À scruter les écrans autour de nous, on croirait la vie faite de réussites. Le perdant au jeu télévisé part avec son lot de consolation et garde le sourire; le seul souvenir permis est son heure de gloire. Les internautes affichent leurs minois réjouis à coup d'effet esthétisant; leurs visages ainsi placardés préfèrent l'option "jeune et jolie"; sinon ce sera un profil paysage, petite fleur ou la photo des enfants, tous charmants. Les candidats déçus aux élections disparaissent derrière une stratégie de remerciements enjoués pour les voix engrangées – même insuffisantes. Les discours et témoignages sur la perte d'un travail ou la faillite d'une entreprise diront le début d'une belle aventure vers de nouveaux défis.

"L’horizon proposé et entretenu par des millions d’utilisateurs des réseaux sociaux, n’est que l’illusion d’une vie parfaite. Toute comparaison est impossible à tenir", observe l'essayiste Mathilde Damandier (1). La pression de la "réussite" est à ce point forte que certains en arrivent à développer une forme de "névrose de l'échec". Les voilà capitulant avant d'avoir essayé, préférant ne rien tenter plutôt que de risquer d'échouer.

Raconter ses échecs avec le sourire de la réussite

Ne pas oser, autre défaillance. Dans le champs des Gafa (2), la culture se veut entrepreneuse. L'art de la start up est élevé au rang de major. Et pour soutenir l'esprit créatif made in Sillicon Valley, la théorie du "fail fast, learn fast" (échouer vite, apprendre vite) est portée en étendard. Les Failcon sont utilisées comme des outils de cette doctrine. On les connaît moins de ce côté de l'Atlantique, quoiqu'elles fleurissent çà et là. De quoi s'agit-il ? De conférences durant lesquelles des entrepreneurs témoignent de leurs revers professionnels. L'objectif : dédramatiser les ratages, valoriser les rebonds. Le mode est a priori au "happy end".

Mais de quels échecs parle-t-on ? Ceux de Jeff Bezos, PDG d'Amazon et ses pairs, ceux de ces figures de l'économie moderne qui n'en finissent pas de pouvoir lever de nouveaux fonds, pour innover, malgré les échecs coûteux. Eux, ils arborent comme des guerriers valeureux les cicatrices de leur plantage, alors que d’autres "essuient leur échec – avec leur investissement ou, pire, leur simple force de travail". Le PDG rebondit et se targue d'une "success story". Son entreprise – et ses employés - en subissent les dégâts collatéraux. "71% des cadres de l'entrepôt logistique d'Amazon à Montelimar sont insomniaques, 70% des employés évoquent le stress au travail et 40% ont déjà consulté un médecin. (…) Pour eux, l’échec n’est pas une prouesse mais une fatalité", rappelle Mathilde Damandier.
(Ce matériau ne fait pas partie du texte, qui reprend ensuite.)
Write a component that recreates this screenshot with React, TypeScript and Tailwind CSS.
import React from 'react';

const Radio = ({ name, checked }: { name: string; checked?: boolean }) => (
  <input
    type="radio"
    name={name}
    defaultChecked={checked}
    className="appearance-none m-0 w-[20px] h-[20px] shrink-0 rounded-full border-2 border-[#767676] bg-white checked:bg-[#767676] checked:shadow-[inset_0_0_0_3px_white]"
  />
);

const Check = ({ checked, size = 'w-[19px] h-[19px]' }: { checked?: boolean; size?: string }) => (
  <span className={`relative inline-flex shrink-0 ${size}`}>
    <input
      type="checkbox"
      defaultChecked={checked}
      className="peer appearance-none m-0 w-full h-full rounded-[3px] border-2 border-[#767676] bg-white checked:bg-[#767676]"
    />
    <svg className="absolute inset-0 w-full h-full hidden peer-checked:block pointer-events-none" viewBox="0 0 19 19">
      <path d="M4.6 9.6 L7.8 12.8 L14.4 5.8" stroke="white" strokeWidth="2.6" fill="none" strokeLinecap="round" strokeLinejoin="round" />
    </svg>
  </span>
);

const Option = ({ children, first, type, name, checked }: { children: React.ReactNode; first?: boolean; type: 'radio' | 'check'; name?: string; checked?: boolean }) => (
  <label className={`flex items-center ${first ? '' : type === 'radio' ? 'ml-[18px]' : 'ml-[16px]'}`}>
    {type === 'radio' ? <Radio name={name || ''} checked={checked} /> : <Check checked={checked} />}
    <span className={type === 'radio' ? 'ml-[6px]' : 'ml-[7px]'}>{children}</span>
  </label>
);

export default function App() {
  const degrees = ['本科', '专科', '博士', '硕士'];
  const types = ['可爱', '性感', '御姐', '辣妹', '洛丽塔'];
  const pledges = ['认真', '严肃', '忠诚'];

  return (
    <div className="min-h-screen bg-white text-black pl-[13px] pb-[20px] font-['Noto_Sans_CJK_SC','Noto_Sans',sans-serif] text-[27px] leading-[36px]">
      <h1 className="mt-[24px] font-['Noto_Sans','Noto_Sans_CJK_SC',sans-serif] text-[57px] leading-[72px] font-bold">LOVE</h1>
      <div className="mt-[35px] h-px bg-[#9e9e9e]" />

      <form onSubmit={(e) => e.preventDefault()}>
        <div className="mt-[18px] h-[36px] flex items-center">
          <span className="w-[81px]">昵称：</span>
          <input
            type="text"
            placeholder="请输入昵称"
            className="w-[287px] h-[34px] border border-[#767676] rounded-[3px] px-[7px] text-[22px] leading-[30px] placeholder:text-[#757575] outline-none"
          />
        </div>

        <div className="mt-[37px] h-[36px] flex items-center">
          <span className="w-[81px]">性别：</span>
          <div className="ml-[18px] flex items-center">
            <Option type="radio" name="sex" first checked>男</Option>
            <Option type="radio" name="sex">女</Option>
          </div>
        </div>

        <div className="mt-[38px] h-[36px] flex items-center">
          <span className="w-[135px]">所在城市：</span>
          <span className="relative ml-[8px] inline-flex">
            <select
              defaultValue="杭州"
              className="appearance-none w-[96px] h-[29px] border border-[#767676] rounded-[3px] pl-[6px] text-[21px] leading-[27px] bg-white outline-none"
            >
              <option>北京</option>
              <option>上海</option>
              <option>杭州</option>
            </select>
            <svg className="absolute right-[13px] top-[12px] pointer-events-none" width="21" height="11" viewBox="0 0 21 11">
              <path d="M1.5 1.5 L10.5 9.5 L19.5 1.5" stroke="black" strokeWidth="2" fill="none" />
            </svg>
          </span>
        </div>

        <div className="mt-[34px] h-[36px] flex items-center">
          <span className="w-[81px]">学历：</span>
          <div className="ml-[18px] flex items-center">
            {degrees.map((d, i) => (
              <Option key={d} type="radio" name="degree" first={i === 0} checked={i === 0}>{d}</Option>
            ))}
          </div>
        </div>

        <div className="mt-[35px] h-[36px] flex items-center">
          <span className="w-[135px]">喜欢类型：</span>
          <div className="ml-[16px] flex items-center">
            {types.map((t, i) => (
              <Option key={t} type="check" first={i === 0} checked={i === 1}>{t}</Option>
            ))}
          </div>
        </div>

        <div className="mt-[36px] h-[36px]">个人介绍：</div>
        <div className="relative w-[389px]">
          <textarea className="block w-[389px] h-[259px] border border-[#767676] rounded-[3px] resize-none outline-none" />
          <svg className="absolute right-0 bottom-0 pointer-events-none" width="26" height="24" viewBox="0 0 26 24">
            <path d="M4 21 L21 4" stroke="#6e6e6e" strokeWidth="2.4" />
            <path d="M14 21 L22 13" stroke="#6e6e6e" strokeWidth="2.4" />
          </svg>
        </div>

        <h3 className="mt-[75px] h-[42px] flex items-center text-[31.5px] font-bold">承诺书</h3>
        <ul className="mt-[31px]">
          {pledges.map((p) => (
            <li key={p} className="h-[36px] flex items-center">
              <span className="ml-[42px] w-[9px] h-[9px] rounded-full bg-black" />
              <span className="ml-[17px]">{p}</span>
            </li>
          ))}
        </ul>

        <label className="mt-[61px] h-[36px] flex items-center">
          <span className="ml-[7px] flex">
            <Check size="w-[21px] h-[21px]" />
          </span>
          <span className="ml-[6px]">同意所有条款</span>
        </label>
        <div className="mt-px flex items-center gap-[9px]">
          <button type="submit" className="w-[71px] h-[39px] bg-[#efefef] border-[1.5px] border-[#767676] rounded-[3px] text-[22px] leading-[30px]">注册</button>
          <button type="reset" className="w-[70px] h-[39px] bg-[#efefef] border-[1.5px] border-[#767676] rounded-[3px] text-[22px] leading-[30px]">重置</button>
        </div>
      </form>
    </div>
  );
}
Et l'essayiste de conclure: "Valoriser son propre échec n’est plus qu’un nouveau moyen de se déresponsabiliser." La belle affaire pour ces grands patrons 4.0.

Progresser avec ses échecs en se frottant à la réalité

L'échec peut avoir aussi ses vertus (3). Surtout quand il ouvre à la sagesse du questionnement, quand il marque une étape dans la compréhension, quand il stimule la curiosité, quand il appelle à s'aventurer de guingois par rapport aux "process" qui règnent en tristes maîtres. Échouer peut prendre des allures de créativité, constituer un heureux accident. Sans l'oubli d'une soeur Tatin échouant dans sa recette, la tarte du même nom aurait-elle régaler les papilles et serait-elle devenue un dessert incontournable ? Sans l'erreur de modélisation d'un ingénieur américain cherchant à enregistrer les battements cardiaques, le pacemaker permettrait-il de stimuler le coeur ? Etc. Tant de découvertes naissent de l'échec (4). Nous aurions tort de ne pas cultiver de l'espace où nous pouvons nous tromper, où nous doutons, où nous vivons l'échec en beauté.

Nous aurions tort de ne pas poser un regard bienveillant sur les ratages, les nôtres et ceux des autres ; en considérant qu'ils peuvent être expériences intéressantes davantage qu'humiliations, moteurs de culpabilité ou épisodes à vite oublier.